Задыхаясь, шумно дыша, хватаясь руками за редкие сухие кусты, я бежал вверх по косогору к манящей, такой плотной и близкой синеве. Кажется, я что-то выкрикивал на бегу, а может, мне вслед кричали; проснувшись, я не мог припомнить ни слова, лишь сам факт. При этом я чувствовал: я кричал (или мне кричали) что-то важное, что-то необыкновенно важное, что-то такое, что могло изменить всю мою жизнь. Но я не мог вспомнить – что? Все попытки вспомнить не приносили ничего, кроме головной боли.

Я просыпался, и подушка была мокрой от слез.
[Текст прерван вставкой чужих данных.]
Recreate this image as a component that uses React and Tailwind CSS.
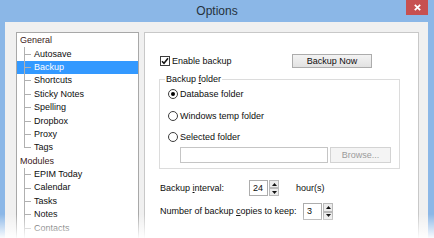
import React from "react";

const general = ["Autosave", "Backup", "Shortcuts", "Sticky Notes", "Spelling", "Dropbox", "Proxy", "Tags"];
const modules = ["EPIM Today", "Calendar", "Tasks", "Notes", "Contacts", "Contacts2"];

function TopRow({ label }) {
  return (
    <div className="flex h-[13.4px] items-center pl-[3px] text-[#3a1818]">
      <span className="leading-none">{label}</span>
    </div>
  );
}

function ChildRow({ label, selected, last }) {
  return (
    <div className={`flex h-[13.4px] ${selected ? "bg-[#3399ff] text-white" : ""}`}>
      <span className="ml-[7px] flex w-[7px] shrink-0 flex-col">
        <span className="flex-1 border-b border-l border-[#b0b0b0]" />
        <span className={`flex-1 border-[#b0b0b0] ${last ? "" : "border-l"}`} />
      </span>
      <span className="ml-[3px] self-center leading-none">{label}</span>
    </div>
  );
}

function Radio({ checked, label }) {
  return (
    <div className="flex h-[12px] items-center pl-[8px]">
      <span className="flex h-[10px] w-[10px] items-center justify-center rounded-full border border-[#3c3c3c] bg-white">
        {checked && <span className="h-[4px] w-[4px] rounded-full bg-black" />}
      </span>
      <span className="ml-[2px] leading-none">{label}</span>
    </div>
  );
}

function Arrow({ up }) {
  return (
    <span className="flex flex-1 items-center justify-center border border-[#b9b9b9] bg-[#ececec]">
      <svg width="5" height="3" viewBox="0 0 5 3">
        {up ? <polygon points="0,3 5,3 2.5,0" fill="#111" /> : <polygon points="0,0 5,0 2.5,3" fill="#111" />}
      </svg>
    </span>
  );
}

function Spinner({ value, h }) {
  return (
    <div className={`flex ${h}`}>
      <span className="flex w-[19px] items-center border border-[#adadad] bg-white pl-[3px] leading-none">{value}</span>
      <span className="ml-[1px] flex w-[10px] flex-col">
        <Arrow up />
        <Arrow />
      </span>
    </div>
  );
}

export default function App() {
  return (
    <div className="relative flex h-[238px] w-[434px] flex-col overflow-hidden bg-[#8bb7e7] font-['Liberation_Sans',Arial,sans-serif] text-[9px] text-[#0d0d0d]">
      <div className="grid h-[22px] shrink-0 grid-cols-[1fr_auto_1fr]">
        <div />
        <div className="flex items-center justify-center text-[12px] text-[#26313d]">Options</div>
        <div className="flex justify-end pr-[6px]">
          <div className="flex h-[15px] w-[22px] items-center justify-center bg-[#c75050]">
            <svg width="7" height="7" viewBox="0 0 7 7">
              <path d="M0.8 0.8 L6.2 6.2 M6.2 0.8 L0.8 6.2" stroke="#fff" strokeWidth="1.7" />
            </svg>
          </div>
        </div>
      </div>

      <div className="ml-[5px] mr-[6px] flex flex-1 gap-[5px] bg-[#f0f0f0] pl-[11px] pt-[10px]">
        <div className="w-[123px] shrink-0 overflow-hidden border border-b-0 border-[#a8a8a8] bg-white pt-[1px]">
          <TopRow label="General" />
          {general.map((g, i) => (
            <ChildRow key={g} label={g} selected={g === "Backup"} last={i === general.length - 1} />
          ))}
          <TopRow label="Modules" />
          {modules.map((m) => (
            <ChildRow key={m} label={m === "Contacts2" ? "" : m} />
          ))}
        </div>

        <div className="w-[275px] shrink-0 border border-b-0 border-[#c8c8c8] bg-white pl-[14px] pt-[21px]">
          <div className="flex h-[14px] items-center">
            <div className="flex w-[133px] items-center">
              <span className="ml-[1px] flex h-[10px] w-[10px] items-center justify-center border border-[#3c3c3c] bg-white">
                <svg width="8" height="8" viewBox="0 0 8 8">
                  <path d="M1 4.2 L3 6.3 L7 1.3" stroke="#111" strokeWidth="1.5" fill="none" />
                </svg>
              </span>
              <span className="ml-[2px] leading-none">Enable backup</span>
            </div>
            <button className="flex h-[14px] w-[80px] items-center justify-center border border-[#acacac] bg-linear-to-b from-[#f3f3f3] to-[#e2e2e2] leading-none">
              Backup Now
            </button>
          </div>

          <fieldset className="mt-[5px] w-[241px] border border-[#dcdcdc] p-0 pb-[5px]">
            <legend className="ml-[5px] px-[1px] leading-[12px]">
              Backup <span className="underline">f</span>older
            </legend>
            <div className="mt-[3px] flex flex-col gap-[10px]">
              <Radio checked label="Database folder" />
              <Radio label="Windows temp folder" />
            </div>
            <div className="mt-[9px]">
              <Radio label="Selected folder" />
            </div>
            <div className="ml-[20px] mt-[4px] flex h-[16px]">
              <div className="w-[148px] border border-[#c5c5c5] bg-white" />
              <div className="ml-[2px] flex w-[61px] items-center justify-center border border-[#d3d3d3] bg-[#f4f4f4] leading-none text-[#9b9b9b]">
                Browse...
              </div>
            </div>
          </fieldset>

          <div className="mt-[11px] flex h-[16px] items-center">
            <span className="w-[90px] pl-[1px] leading-none">
              Backup <span className="underline">i</span>nterval:
            </span>
            <Spinner value="24" h="h-[16px]" />
            <span className="ml-[17px] leading-none">hour(s)</span>
          </div>

          <div className="mt-[7px] flex h-[17px] items-center">
            <span className="w-[144px] pl-[1px] leading-none">
              Number of backup <span className="underline">c</span>opies to keep:
            </span>
            <Spinner value="3" h="h-[17px]" />
          </div>
        </div>
      </div>

      <div className="pointer-events-none absolute bottom-0 left-0 right-0 h-[24px] bg-linear-to-b from-white/0 to-white/95" />
    </div>
  );
}
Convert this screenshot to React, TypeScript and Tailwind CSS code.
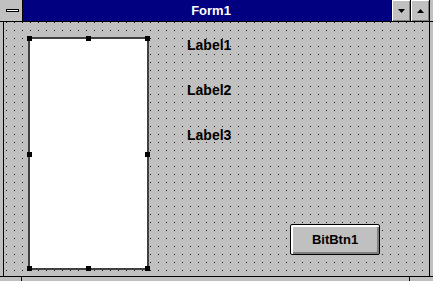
import React from 'react'

const font = { fontFamily: '"Liberation Sans", Arial, sans-serif' }

function Handle({ className }: { className: string }) {
  return <div className={`absolute w-[5px] h-[5px] bg-black ${className}`} />
}

function TitleButton({ up }: { up?: boolean }) {
  return (
    <div className="w-[19px] h-[21px] bg-[#c0c0c0] border-l border-black flex items-center justify-center shadow-[inset_1px_1px_0_#fff,inset_-1px_-1px_0_#808080]">
      <svg width="7" height="4" viewBox="0 0 7 4">
        {up ? <path d="M3.5 0 L7 4 L0 4 Z" fill="#000" /> : <path d="M0 0 L7 0 L3.5 4 Z" fill="#000" />}
      </svg>
    </div>
  )
}

export default function App() {
  return (
    <div className="w-[433px] h-[281px] bg-[#c0c0c0] relative overflow-hidden flex flex-col" style={font}>
      {/* title bar */}
      <div className="h-[22px] flex border-b border-black">
        <div className="w-[23px] border-r border-black flex items-center justify-center pl-[3px]">
          <div className="w-[13px] h-[3px] bg-white border border-black" />
        </div>
        <div className="flex-1 bg-[#000080] flex items-center justify-center text-white font-bold text-[13px] leading-none pb-[1px] pl-[8px]">
          Form1
        </div>
        <TitleButton />
        <TitleButton up />
        <div className="w-[4px] border-l border-black" />
      </div>

      {/* client area */}
      <div className="flex-1 flex pl-[3px] pr-[3px]">
        <div className="flex-1 flex border-l border-r border-black bg-[conic-gradient(from_270deg_at_1px_1px,#222_90deg,transparent_0)] bg-[size:8px_8px] bg-[position:2px_0px] pl-[24px] pt-[15px]">
          <div className="relative w-[121px] h-[233px] bg-white border-2 border-[#404040]">
            <Handle className="-left-[3px] -top-[3px]" />
            <Handle className="left-[56px] -top-[3px]" />
            <Handle className="-right-[3px] -top-[3px]" />
            <Handle className="-left-[3px] top-[113px]" />
            <Handle className="-right-[3px] top-[113px]" />
            <Handle className="-left-[3px] -bottom-[3px]" />
            <Handle className="left-[56px] -bottom-[3px]" />
            <Handle className="-right-[3px] -bottom-[3px]" />
          </div>
          <div className="flex flex-col">
            <div className="pl-[38px] flex flex-col gap-[29px] text-[14px] leading-[16px] font-bold text-black">
              <span>Label1</span>
              <span>Label2</span>
              <span>Label3</span>
            </div>
            <div className="ml-[141px] mt-[81px] w-[90px] h-[31px] border border-black rounded-[2px] bg-[#c0c0c0] shadow-[inset_1px_1px_0_#fff,inset_2px_2px_0_#fff,inset_-1px_-1px_0_#808080,inset_-2px_-2px_0_#808080] flex items-center justify-center text-[13px] font-bold">
              BitBtn1
            </div>
          </div>
        </div>
      </div>

      {/* bottom frame */}
      <div className="h-[5px] border-t border-black flex">
        <div className="w-[22px] border-r border-black" />
        <div className="w-[388px] border-r border-black" />
      </div>
    </div>
  )
}
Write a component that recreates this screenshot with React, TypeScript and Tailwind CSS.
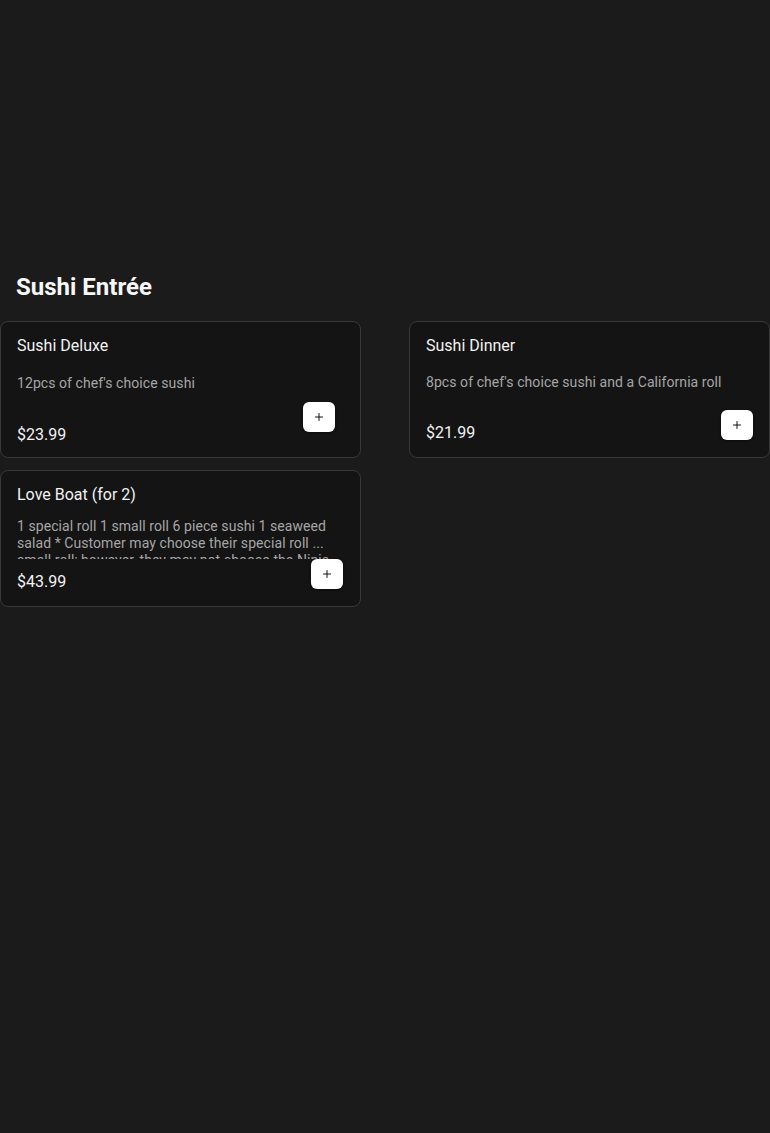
import { Plus } from "lucide-react";

type Item = {
  name: string;
  description: string;
  price: string;
  clamp?: boolean;
};

const items: Item[] = [
  { name: "Sushi Deluxe", description: "12pcs of chef's choice sushi", price: "$23.99" },
  { name: "Sushi Dinner", description: "8pcs of chef's choice sushi and a California roll", price: "$21.99" },
  {
    name: "Love Boat (for 2)",
    description:
      "1 special roll 1 small roll 6 piece sushi 1 seaweed salad * Customer may choose their special roll ... small roll; however, they may not choose the Ninja roll or the Dragon roll.",
    price: "$43.99",
    clamp: true,
  },
];

const AddButton = ({ className }: { className: string }) => (
  <button
    className={
      "flex h-[30px] w-[32px] items-center justify-center rounded-md bg-white text-[#111] shadow-[0_1px_3px_rgba(0,0,0,0.5)] " +
      className
    }
  >
    <Plus size={12} strokeWidth={2} />
  </button>
);

const ItemCard = ({ item, index }: { item: Item; index: number }) => {
  if (index === 0) {
    return (
      <div className="flex h-[137px] flex-col rounded-lg border border-[#393939] bg-[#141414] px-4 pt-3 pb-[10px]">
        <div className="text-base leading-6 text-[#f2f2f2]">{item.name}</div>
        <div className="mt-[15px] text-sm leading-5 tracking-[0.07px] text-[#a6a6a6]">{item.description}</div>
        <div className="mt-auto flex items-end justify-between">
          <div className="text-base leading-6 text-[#f2f2f2]">{item.price}</div>
          <AddButton className="mr-[9px] mb-[15px]" />
        </div>
      </div>
    );
  }
  if (item.clamp) {
    return (
      <div className="flex h-[137px] flex-col rounded-lg border border-[#393939] bg-[#141414] px-4 pt-3 pb-3">
        <div className="text-base leading-6 text-[#f2f2f2]">{item.name}</div>
        <div className="mt-[11px] h-[47px] overflow-hidden text-sm leading-[17px] tracking-[0.07px] text-[#a6a6a6]">
          {item.description}
        </div>
        <div className="mt-auto flex items-end justify-between">
          <div className="text-base leading-6 text-[#f2f2f2]">{item.price}</div>
          <AddButton className="mr-[1px] mb-[5px]" />
        </div>
      </div>
    );
  }
  return (
    <div className="flex h-[137px] flex-col rounded-lg border border-[#393939] bg-[#141414] px-4 pt-3 pb-3">
      <div className="text-base leading-6 text-[#f2f2f2]">{item.name}</div>
      <div className="mt-[14px] text-sm leading-5 tracking-[0.07px] text-[#a6a6a6]">{item.description}</div>
      <div className="mt-auto flex items-end justify-between">
        <div className="text-base leading-6 text-[#f2f2f2]">{item.price}</div>
        <AddButton className="mb-[5px]" />
      </div>
    </div>
  );
};

export default function App() {
  return (
    <div className="min-h-[1133px] w-full bg-[#1b1b1b] font-['Roboto',sans-serif] pt-[271px]">
      <h2 className="px-4 text-2xl leading-8 font-bold text-[#f7f7f7]">Sushi Entrée</h2>
      <div className="mt-[18px] grid grid-cols-2 gap-x-12 gap-y-3">
        {items.map((item, i) => (
          <ItemCard key={item.name} item={item} index={i} />
        ))}
      </div>
    </div>
  );
}
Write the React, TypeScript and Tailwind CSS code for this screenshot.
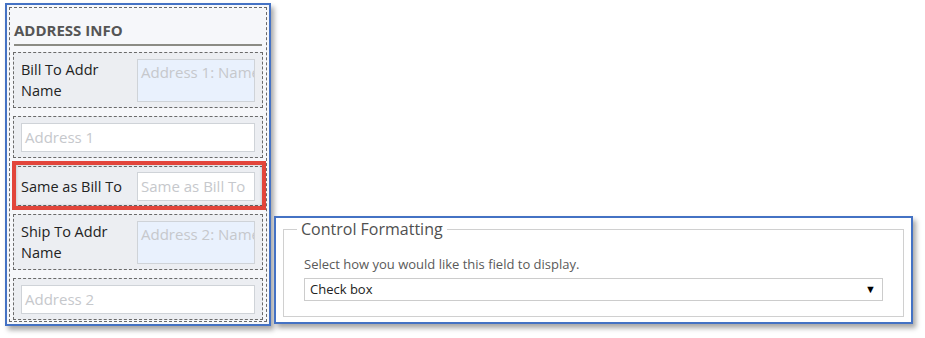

Я просыпался, и слова, еще звучавшие в моей голове, как эхо, становились бесплотными, таяли, уходили; я помнил лишь стремление – к синеве.

Что я кричал? Почему меня это мучило?

Не знаю.

Проснувшись, смахнув с лица пот и слезы, я садился на подоконник.

Внизу шумел невидимый океан, в темном небе вдруг проплывал пульсирующий огонек – жизнь другого, не моего мира; помаргивали цветные лампочки аппаратуры Юлая, придавая грубым стеллажам праздничный вид. Все вокруг казалось основательным, прочным, созданным надолго, но – чутким.

Совершенно чужим.

Зато на исходе второй недели я выяснил нечто важное: у киклопа бывают гости, а сам он время от времени покидает тайную базу.

Той ночью, как всегда, я проснулся в слезах. Я кричал, но уже не слышал крика…

Действительно ли я кричал?

Я дотянулся до брошенного на стеллаж полотенца, потом пересел на прохладный подоконник. Внизу, в тумане, красиво расчертившем бухту на полосы, блеснул тусклый огонек.

Киклоп?

Я машинально взглянул на часы.

Что делает Юлай на берегу в три часа ночи?

Не теряя из виду мечущегося в тумане огонька, я оделся.

Огонек ни на секунду не оставался в покое, он двигался, он описывал странные дуги; потом отчетливо донесся до меня негромкий рокот великолепно отлаженного лодочного мотора.